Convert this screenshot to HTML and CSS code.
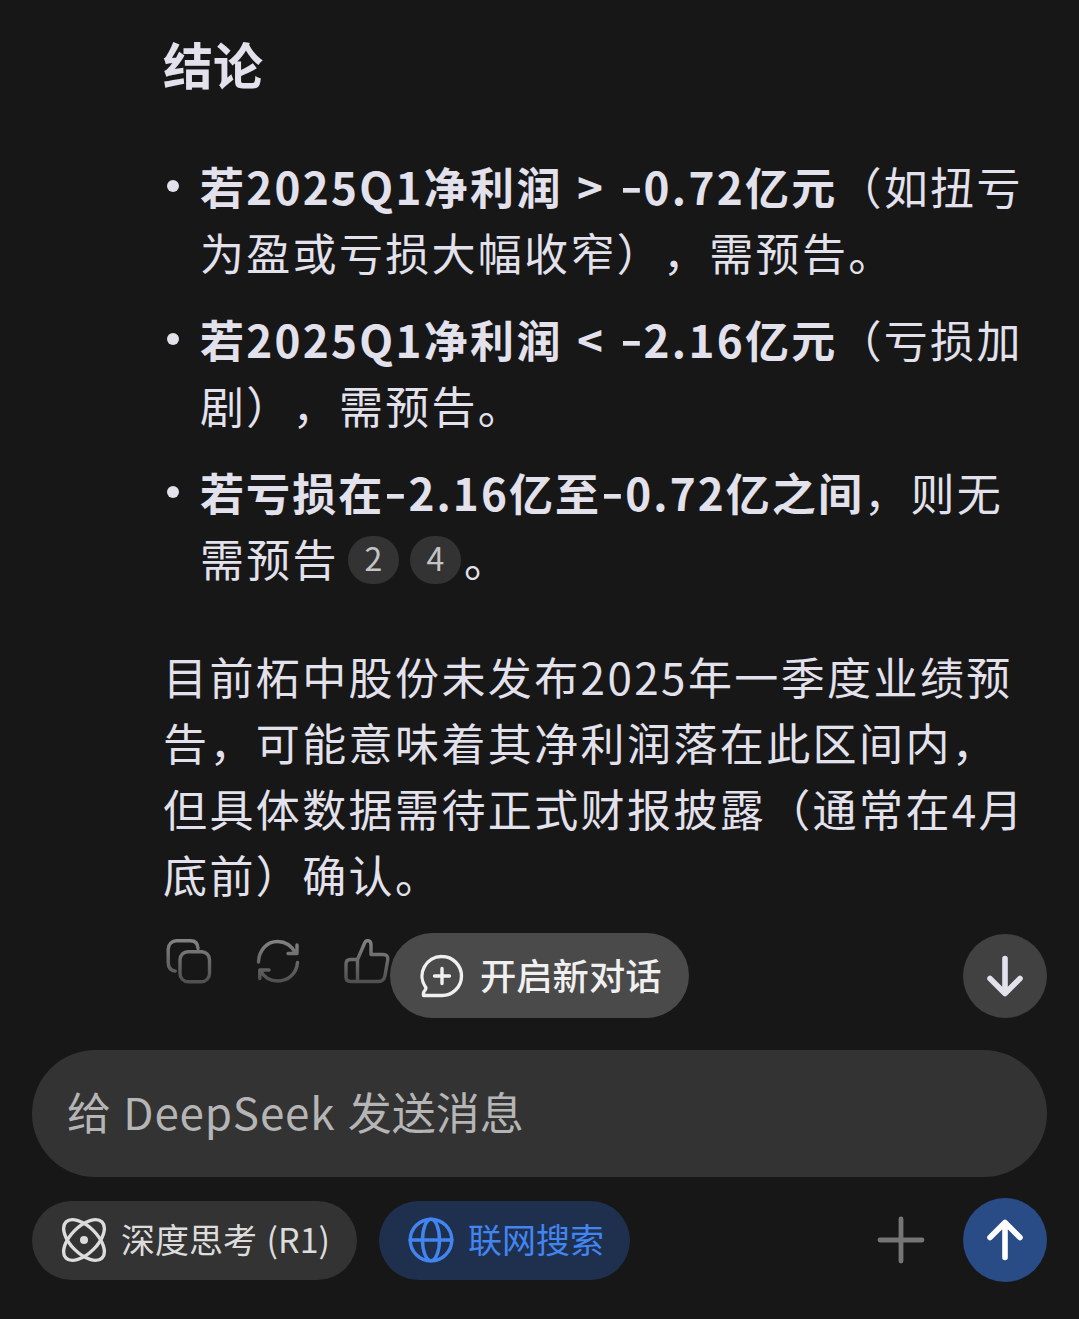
FILE: index.html
```html
<!DOCTYPE html>
<html lang="zh-CN">
<head>
  <meta charset="UTF-8">
  <meta name="viewport" content="width=device-width, initial-scale=1.0">
  <title>DeepSeek</title>
  <link rel="stylesheet" href="styles.css">
</head>
<body>
  <main class="answer">
    <h2>结论</h2>
    <ul class="list">
      <li><strong>若2025Q1净利润 &gt; <span class="minus">-</span>0.72亿元</strong>（如扭亏<br>为盈或亏损大幅收窄），需预告。</li>
      <li><strong>若2025Q1净利润 &lt; <span class="minus">-</span>2.16亿元</strong>（亏损加<br>剧），需预告。</li>
      <li><strong class="tight">若亏损在<span class="minus">-</span>2.16亿至<span class="minus">-</span>0.72亿之间</strong>，则无<br>需预告<span class="cite">2</span><span class="cite">4</span>。</li>
    </ul>
    <p class="summary">目前柘中股份未发布2025年一季度业绩预<br>告，可能意味着其净利润落在此区间内，<br>但具体数据需待正式财报披露（通常在4月<br>底前）确认。</p>
    <div class="actions">
      <svg width="48" height="48" viewBox="0 0 48 48">
        <defs>
          <linearGradient id="fade" gradientUnits="userSpaceOnUse" x1="0" y1="0" x2="0" y2="48">
            <stop offset="0" stop-color="#858585"/>
            <stop offset="1" stop-color="#4b4b4b"/>
          </linearGradient>
        </defs>
        <rect x="15" y="13.7" width="29.5" height="30" rx="8"/>
        <path d="M33 10.5C32.8 5.5 30 2.7 25.5 2.7H11.5a8.3 8.3 0 0 0-8.3 8.3v13.5c0 5 2.800 8 7 8.600"/>
      </svg>
      <svg width="48" height="48" viewBox="0 0 48 48">
        <path d="M4.500 24C5 12 13 3.500 23.500 3.500c8 0 14 4 18 11.500M43 7v8.500H34M43.500 24.500C42.500 36 34 43 24 43c-8 0-14-3.500-17.500-10.500M5.800 40.500V32H15"/>
      </svg>
      <svg width="48" height="48" viewBox="0 0 48 48">
        <path d="M14.500 21.500 21 6.500c1.500-5.500 7-5 7 .5v9.500h12c3.500 0 5.300 2 4.700 5.500l-2.700 15.500c-.7 4-2.500 6-6.500 6H7.500c-3 0-4.500-1.500-4.500-4.500V26c0-3 1.500-4.500 4.500-4.500h7v22"/>
      </svg>
      <button class="new-chat">
        <svg width="44" height="44" viewBox="0 0 44 44">
          <path d="M22 2.500a19.500 19.500 0 0 1 0 39H3.500v-2.500c0-2 3-3 2.300-5.500A19.500 19.500 0 0 1 22 2.500zM22 14.500v15M14.500 22h15"/>
        </svg>
        <span>开启新对话</span>
      </button>
      <button class="round scroll-down">
        <svg width="44" height="44" viewBox="0 0 44 44"><path d="M22 4.500V39M7 24.500l15 15 15-15"/></svg>
      </button>
    </div>
  </main>
  <footer class="composer">
    <div class="input">给 <span class="brand">DeepSeek</span> 发送消息</div>
    <div class="tools">
      <button class="chip think">
        <svg width="46" height="46" viewBox="0 0 46 46">
          <ellipse cx="23" cy="23" rx="25.500" ry="13.300" transform="rotate(45 23 23)"/>
          <ellipse cx="23" cy="23" rx="25.500" ry="13.300" transform="rotate(-45 23 23)"/>
          <circle class="dot" cx="23" cy="23" r="4"/>
        </svg>
        <span>深度思考 (R1)</span>
      </button>
      <button class="chip search">
        <svg width="46" height="46" viewBox="0 0 46 46">
          <circle cx="23" cy="23" r="20.800"/>
          <ellipse cx="23" cy="23" rx="8.500" ry="20.800"/>
          <path d="M2 23h42"/>
        </svg>
        <span>联网搜索</span>
      </button>
      <svg class="plus" width="48" height="48" viewBox="0 0 48 48"><path d="M24 3v42M3 24h42"/></svg>
      <button class="round send">
        <svg width="44" height="44" viewBox="0 0 44 44"><path d="M22 39.500V4.500M7 19.500l15-15 15 15"/></svg>
      </button>
    </div>
  </footer>
</body>
</html>
```

FILE: styles.css
```css
* {
  box-sizing: border-box;
}
body {
  margin: 0;
  height: 1319px;
  overflow: hidden;
  background: #171717;
  color: #e2e1ec;
  font-family: "Noto Sans CJK SC", sans-serif;
  text-spacing-trim: space-all;
}
button {
  border: 0;
  padding: 0;
  color: inherit;
  font-family: inherit;
}
svg {
  display: block;
  flex: none;
  fill: none;
  stroke: currentColor;
  stroke-width: 3.4;
  stroke-linecap: round;
  stroke-linejoin: round;
}
.answer {
  height: 1050px;
  padding: 27px 0 0 163px;
  white-space: nowrap;
}
h2 {
  margin: 0;
  font-size: 50px;
  line-height: 72px;
  font-weight: 700;
}
.list {
  list-style: none;
  margin: 54px 0 0;
  padding: 0;
  font-size: 44px;
  line-height: 66px;
  letter-spacing: 2.3px;
}
.list li {
  height: 132px;
  padding-left: 37px;
  margin-bottom: 21px;
  position: relative;
}
.list li::before {
  content: "";
  position: absolute;
  left: 4px;
  top: 27px;
  width: 12px;
  height: 12px;
  border-radius: 50%;
  background: #e2e1ec;
}
.list strong {
  word-spacing: 2px;
}
.list .tight {
  letter-spacing: 2.1px;
}
.minus {
  display: inline-block;
  width: 24px;
  transform: translateY(-2px) scaleX(1.4);
  transform-origin: 0 50%;
}
.cite {
  display: inline-block;
  width: 51px;
  height: 48px;
  margin-left: 11px;
  border-radius: 24px;
  background: #333;
  color: #c4c4c4;
  font-size: 32px;
  line-height: 43px;
  letter-spacing: 0;
  text-align: center;
  vertical-align: top;
  margin-top: 11px;
}
.cite:first-of-type {
  margin-left: 9px;
}
.cite:last-of-type {
  margin-right: 3px;
}
.summary {
  margin: 52px 0 0;
  font-size: 44px;
  line-height: 66px;
  letter-spacing: 2.4px;
}
.actions {
  position: relative;
  display: flex;
  gap: 41px;
  margin-top: 31px;
  padding-left: 2px;
}
.actions > svg {
  stroke: url(#fade);
}
.new-chat {
  position: absolute;
  left: 227px;
  top: -5px;
  width: 299px;
  height: 85px;
  padding-left: 30px;
  display: flex;
  align-items: center;
  gap: 16px;
  border-radius: 43px;
  background: #4a4a4a;
  color: #f0f0f0;
  font-size: 36.3px;
  font-weight: 500;
}
.new-chat span,
.chip span {
  padding-bottom: 4px;
}
.round {
  width: 84px;
  height: 84px;
  display: flex;
  align-items: center;
  justify-content: center;
  border-radius: 50%;
}
.round svg {
  stroke-width: 5.6;
}
.scroll-down {
  position: absolute;
  left: 800px;
  top: -4px;
  background: #414141;
}
.composer {
  padding: 0 32px;
}
.input {
  height: 127px;
  padding-left: 35px;
  border-radius: 64px;
  background: #333;
  color: #b5b5b5;
  font-size: 44px;
  line-height: 122px;
  word-spacing: 2.5px;
}
.brand {
  letter-spacing: 0.8px;
}
.tools {
  display: flex;
  align-items: center;
  margin-top: 21px;
}
.chip {
  height: 79px;
  padding-left: 29px;
  display: flex;
  align-items: center;
  gap: 14px;
  border-radius: 40px;
  font-size: 34px;
  white-space: nowrap;
}
.think {
  width: 325px;
  margin-right: 22px;
  background: #333;
  color: #dcdcdc;
  word-spacing: 2px;
}
.dot {
  fill: currentColor;
  stroke: none;
}
.search {
  width: 251px;
  background: #1f304e;
  color: #4285f0;
}
.plus {
  margin-left: 247px;
  color: #757575;
  stroke-width: 4.8;
}
.send {
  margin-left: auto;
  background: #294b86;
  color: #fff;
}
```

■ ■ ■ ■ ■

# Exercise requirements
Reproduce each line exactly as it appears, omitting the pictures.

# Solution to the problem
Convert this screenshot to HTML and CSS code.
FILE: index.html
```html
<!DOCTYPE html>
<html lang="zh-CN">
<head>
  <meta charset="UTF-8">
  <meta name="viewport" content="width=device-width, initial-scale=1.0">
  <title>DeepSeek</title>
  <link rel="stylesheet" href="styles.css">
</head>
<body>
  <main class="answer">
    <h2>结论</h2>
    <ul class="list">
      <li><strong>若2025Q1净利润 &gt; <span class="minus">-</span>0.72亿元</strong>（如扭亏<br>为盈或亏损大幅收窄），需预告。</li>
      <li><strong>若2025Q1净利润 &lt; <span class="minus">-</span>2.16亿元</strong>（亏损加<br>剧），需预告。</li>
      <li><strong class="tight">若亏损在<span class="minus">-</span>2.16亿至<span class="minus">-</span>0.72亿之间</strong>，则无<br>需预告<span class="cite">2</span><span class="cite">4</span>。</li>
    </ul>
    <p class="summary">目前柘中股份未发布2025年一季度业绩预<br>告，可能意味着其净利润落在此区间内，<br>但具体数据需待正式财报披露（通常在4月<br>底前）确认。</p>
    <div class="actions">
      <svg width="48" height="48" viewBox="0 0 48 48">
        <defs>
          <linearGradient id="fade" gradientUnits="userSpaceOnUse" x1="0" y1="0" x2="0" y2="48">
            <stop offset="0" stop-color="#858585"/>
            <stop offset="1" stop-color="#4b4b4b"/>
          </linearGradient>
        </defs>
        <rect x="15" y="13.7" width="29.5" height="30" rx="8"/>
        <path d="M33 10.5C32.8 5.5 30 2.7 25.5 2.7H11.5a8.3 8.3 0 0 0-8.3 8.3v13.5c0 5 2.800 8 7 8.600"/>
      </svg>
      <svg width="48" height="48" viewBox="0 0 48 48">
        <path d="M4.500 24C5 12 13 3.500 23.500 3.500c8 0 14 4 18 11.500M43 7v8.500H34M43.500 24.500C42.500 36 34 43 24 43c-8 0-14-3.500-17.500-10.500M5.800 40.500V32H15"/>
      </svg>
      <svg width="48" height="48" viewBox="0 0 48 48">
        <path d="M14.500 21.500 21 6.500c1.500-5.500 7-5 7 .5v9.500h12c3.500 0 5.300 2 4.700 5.500l-2.700 15.500c-.7 4-2.500 6-6.500 6H7.500c-3 0-4.500-1.500-4.500-4.500V26c0-3 1.500-4.500 4.500-4.500h7v22"/>
      </svg>
      <button class="new-chat">
        <svg width="44" height="44" viewBox="0 0 44 44">
          <path d="M22 2.500a19.500 19.500 0 0 1 0 39H3.500v-2.500c0-2 3-3 2.300-5.500A19.500 19.500 0 0 1 22 2.500zM22 14.500v15M14.500 22h15"/>
        </svg>
        <span>开启新对话</span>
      </button>
      <button class="round scroll-down">
        <svg width="44" height="44" viewBox="0 0 44 44"><path d="M22 4.500V39M7 24.500l15 15 15-15"/></svg>
      </button>
    </div>
  </main>
  <footer class="composer">
    <div class="input">给 <span class="brand">DeepSeek</span> 发送消息</div>
    <div class="tools">
      <button class="chip think">
        <svg width="46" height="46" viewBox="0 0 46 46">
          <ellipse cx="23" cy="23" rx="25.500" ry="13.300" transform="rotate(45 23 23)"/>
          <ellipse cx="23" cy="23" rx="25.500" ry="13.300" transform="rotate(-45 23 23)"/>
          <circle class="dot" cx="23" cy="23" r="4"/>
        </svg>
        <span>深度思考 (R1)</span>
      </button>
      <button class="chip search">
        <svg width="46" height="46" viewBox="0 0 46 46">
          <circle cx="23" cy="23" r="20.800"/>
          <ellipse cx="23" cy="23" rx="8.500" ry="20.800"/>
          <path d="M2 23h42"/>
        </svg>
        <span>联网搜索</span>
      </button>
      <svg class="plus" width="48" height="48" viewBox="0 0 48 48"><path d="M24 3v42M3 24h42"/></svg>
      <button class="round send">
        <svg width="44" height="44" viewBox="0 0 44 44"><path d="M22 39.500V4.500M7 19.500l15-15 15 15"/></svg>
      </button>
    </div>
  </footer>
</body>
</html>
```

FILE: styles.css
```css
* {
  box-sizing: border-box;
}
body {
  margin: 0;
  height: 1319px;
  overflow: hidden;
  background: #171717;
  color: #e2e1ec;
  font-family: "Noto Sans CJK SC", sans-serif;
  text-spacing-trim: space-all;
}
button {
  border: 0;
  padding: 0;
  color: inherit;
  font-family: inherit;
}
svg {
  display: block;
  flex: none;
  fill: none;
  stroke: currentColor;
  stroke-width: 3.4;
  stroke-linecap: round;
  stroke-linejoin: round;
}
.answer {
  height: 1050px;
  padding: 27px 0 0 163px;
  white-space: nowrap;
}
h2 {
  margin: 0;
  font-size: 50px;
  line-height: 72px;
  font-weight: 700;
}
.list {
  list-style: none;
  margin: 54px 0 0;
  padding: 0;
  font-size: 44px;
  line-height: 66px;
  letter-spacing: 2.3px;
}
.list li {
  height: 132px;
  padding-left: 37px;
  margin-bottom: 21px;
  position: relative;
}
.list li::before {
  content: "";
  position: absolute;
  left: 4px;
  top: 27px;
  width: 12px;
  height: 12px;
  border-radius: 50%;
  background: #e2e1ec;
}
.list strong {
  word-spacing: 2px;
}
.list .tight {
  letter-spacing: 2.1px;
}
.minus {
  display: inline-block;
  width: 24px;
  transform: translateY(-2px) scaleX(1.4);
  transform-origin: 0 50%;
}
.cite {
  display: inline-block;
  width: 51px;
  height: 48px;
  margin-left: 11px;
  border-radius: 24px;
  background: #333;
  color: #c4c4c4;
  font-size: 32px;
  line-height: 43px;
  letter-spacing: 0;
  text-align: center;
  vertical-align: top;
  margin-top: 11px;
}
.cite:first-of-type {
  margin-left: 9px;
}
.cite:last-of-type {
  margin-right: 3px;
}
.summary {
  margin: 52px 0 0;
  font-size: 44px;
  line-height: 66px;
  letter-spacing: 2.4px;
}
.actions {
  position: relative;
  display: flex;
  gap: 41px;
  margin-top: 31px;
  padding-left: 2px;
}
.actions > svg {
  stroke: url(#fade);
}
.new-chat {
  position: absolute;
  left: 227px;
  top: -5px;
  width: 299px;
  height: 85px;
  padding-left: 30px;
  display: flex;
  align-items: center;
  gap: 16px;
  border-radius: 43px;
  background: #4a4a4a;
  color: #f0f0f0;
  font-size: 36.3px;
  font-weight: 500;
}
.new-chat span,
.chip span {
  padding-bottom: 4px;
}
.round {
  width: 84px;
  height: 84px;
  display: flex;
  align-items: center;
  justify-content: center;
  border-radius: 50%;
}
.round svg {
  stroke-width: 5.6;
}
.scroll-down {
  position: absolute;
  left: 800px;
  top: -4px;
  background: #414141;
}
.composer {
  padding: 0 32px;
}
.input {
  height: 127px;
  padding-left: 35px;
  border-radius: 64px;
  background: #333;
  color: #b5b5b5;
  font-size: 44px;
  line-height: 122px;
  word-spacing: 2.5px;
}
.brand {
  letter-spacing: 0.8px;
}
.tools {
  display: flex;
  align-items: center;
  margin-top: 21px;
}
.chip {
  height: 79px;
  padding-left: 29px;
  display: flex;
  align-items: center;
  gap: 14px;
  border-radius: 40px;
  font-size: 34px;
  white-space: nowrap;
}
.think {
  width: 325px;
  margin-right: 22px;
  background: #333;
  color: #dcdcdc;
  word-spacing: 2px;
}
.dot {
  fill: currentColor;
  stroke: none;
}
.search {
  width: 251px;
  background: #1f304e;
  color: #4285f0;
}
.plus {
  margin-left: 247px;
  color: #757575;
  stroke-width: 4.8;
}
.send {
  margin-left: auto;
  background: #294b86;
  color: #fff;
}
```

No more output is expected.